Titan V FP16 Performance

Can someone from NVIDIA provide a solid spec for the Titan V’s FP16 performance?

I’ve seen 15TFLOPS FP32 and 110TFLOPS using the Tensor Cores, but no spec in the marketing materials for FP16.

FP16 not using TensorCore should be at double the FP32 rate, for this V100 based product. This is a characteristic of the V100 device, and similar to all other GPUs with full-rate FP16 throughput (i.e. sm_53, sm_60, sm_62, sm_70) This general principle is observable here:

http://docs.nvidia.com/cuda/cuda-c-programming-guide/index.html#arithmetic-instructions

Thanks for the response.

I suspected as much, but wanted confirmation for the Titan V, since previous GTX incarnations did not have FP16 support like their datacenter counterparts (i.e. Titan Xp vs P100).

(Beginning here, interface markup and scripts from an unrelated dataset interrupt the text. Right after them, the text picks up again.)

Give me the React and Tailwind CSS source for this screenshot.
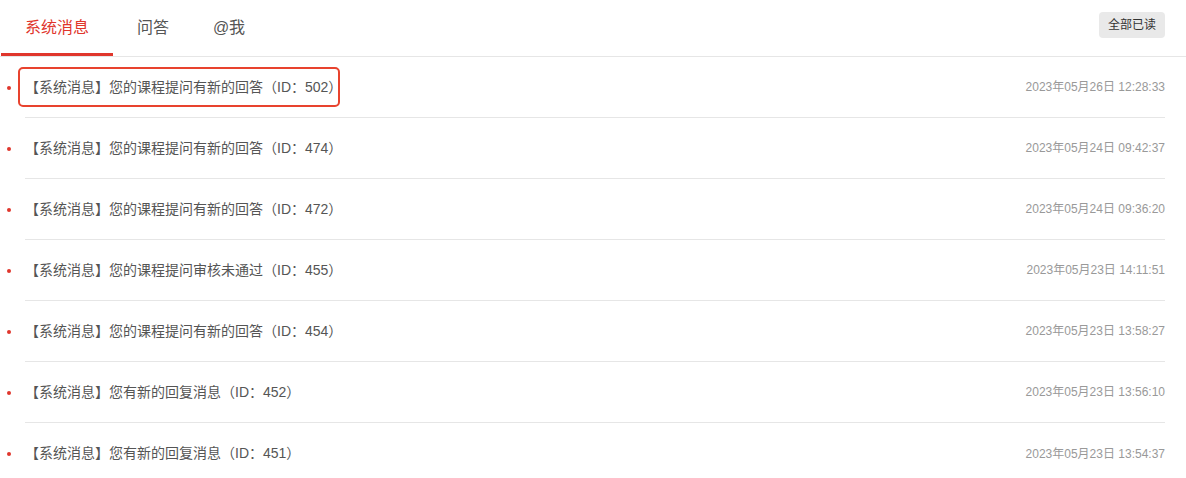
import { useState } from "react";

const tabs = ["系统消息", "问答", "@我"];

const messages = [
  { id: 502, text: "【系统消息】您的课程提问有新的回答（ID：502）", time: "2023年05月26日 12:28:33" },
  { id: 474, text: "【系统消息】您的课程提问有新的回答（ID：474）", time: "2023年05月24日 09:42:37" },
  { id: 472, text: "【系统消息】您的课程提问有新的回答（ID：472）", time: "2023年05月24日 09:36:20" },
  { id: 455, text: "【系统消息】您的课程提问审核未通过（ID：455）", time: "2023年05月23日 14:11:51" },
  { id: 454, text: "【系统消息】您的课程提问有新的回答（ID：454）", time: "2023年05月23日 13:58:27" },
  { id: 452, text: "【系统消息】您有新的回复消息（ID：452）", time: "2023年05月23日 13:56:10" },
  { id: 451, text: "【系统消息】您有新的回复消息（ID：451）", time: "2023年05月23日 13:54:37" },
];

const App = () => {

  const [active, setActive] = useState(0);

  return (
    <div
      className="w-[1186px] h-[478px] bg-white overflow-hidden"
      style={{ fontFamily: '"Liberation Sans", "Noto Sans CJK SC", sans-serif' }}
    >

      <div className="flex items-center justify-between h-[57px] border-b border-[#e6e6e6] pr-[21px]">

        <div className="flex h-full">
          {
            tabs.map((tab, i) => (
              <button
                key={tab}
                onClick={() => setActive(i)}
                className={
                  i === active
                    ? "h-full w-[112px] ml-px text-[16px] text-[#e0362c] border-b-[3px] border-[#e0362c] pt-[3px]"
                    : i === 1
                      ? "h-full w-[80px] text-[16px] text-[#555] border-b-[3px] border-transparent pt-[3px]"
                      : "h-full w-[72px] text-[16px] text-[#555] border-b-[3px] border-transparent pt-[3px]"
                }
              >
                {tab}
              </button>
            ))
          }
        </div>

        <button className="h-[26px] px-[9px] rounded-[4px] bg-[#e9e9e9] text-[12px] text-[#333] mt-[-6px]">
          全部已读
        </button>

      </div>

      <div className="pl-[25px] pr-[21px]">
        {
          messages.map((m, i) => (
            <div
              key={m.id}
              className={
                i === messages.length - 1
                  ? "relative flex items-center justify-between h-[61px]"
                  : "relative flex items-center justify-between h-[61px] border-b border-[#e6e6e6]"
              }
            >
              <span className="absolute left-[-18px] top-[29px] w-[4px] h-[4px] rounded-full bg-[#e0362c]" />

              <div className="relative text-[14px] text-[#555]">
                {m.text}
                {
                  i === 0 && (
                    <span className="absolute left-[-7px] w-[322px] top-[-10px] bottom-[-9px] border-[2.5px] border-[#e8432e] rounded-[5px]" />
                  )
                }
              </div>

              <div className="text-[12px] text-[#999]">
                {m.time}
              </div>
            </div>
          ))
        }
      </div>

    </div>
  );
};

export default App;
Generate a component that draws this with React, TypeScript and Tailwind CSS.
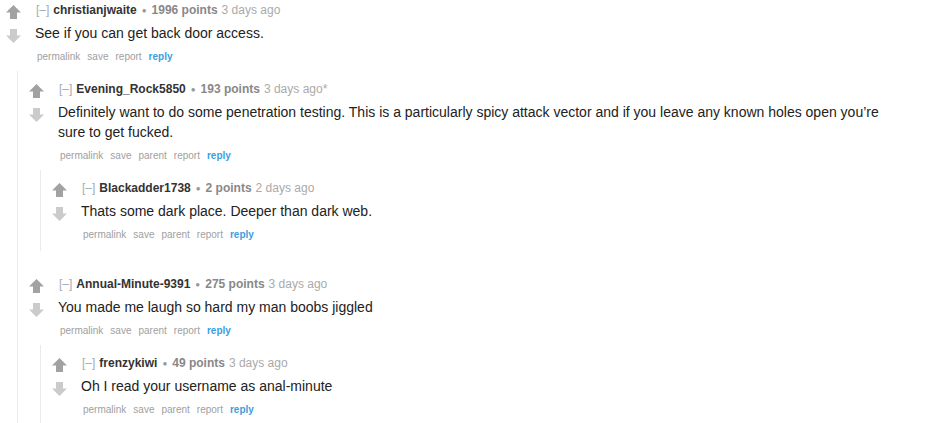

Can you confirm that the Titan V has native FP16?

It’s confirmed here
http://docs.nvidia.com/cuda/cuda-binary-utilities/index.html#volta

there’s a DP4A hardware instruction on the V100 chip.

dp4a has nothing to do with FP16 computation. You are thinking of INT8

The Titan V is a compute capability 7.0 device.

https://www.reddit.com/user/hellotanjent

The FP16 throughput (not using TensorCore) for compute capability 7.0 is given in the table I already linked:

http://docs.nvidia.com/cuda/cuda-c-programming-guide/index.html#arithmetic-instructions

Oh you’re right. Sorry about the misinformation. I’ve been focusing too much on integer stuff recently.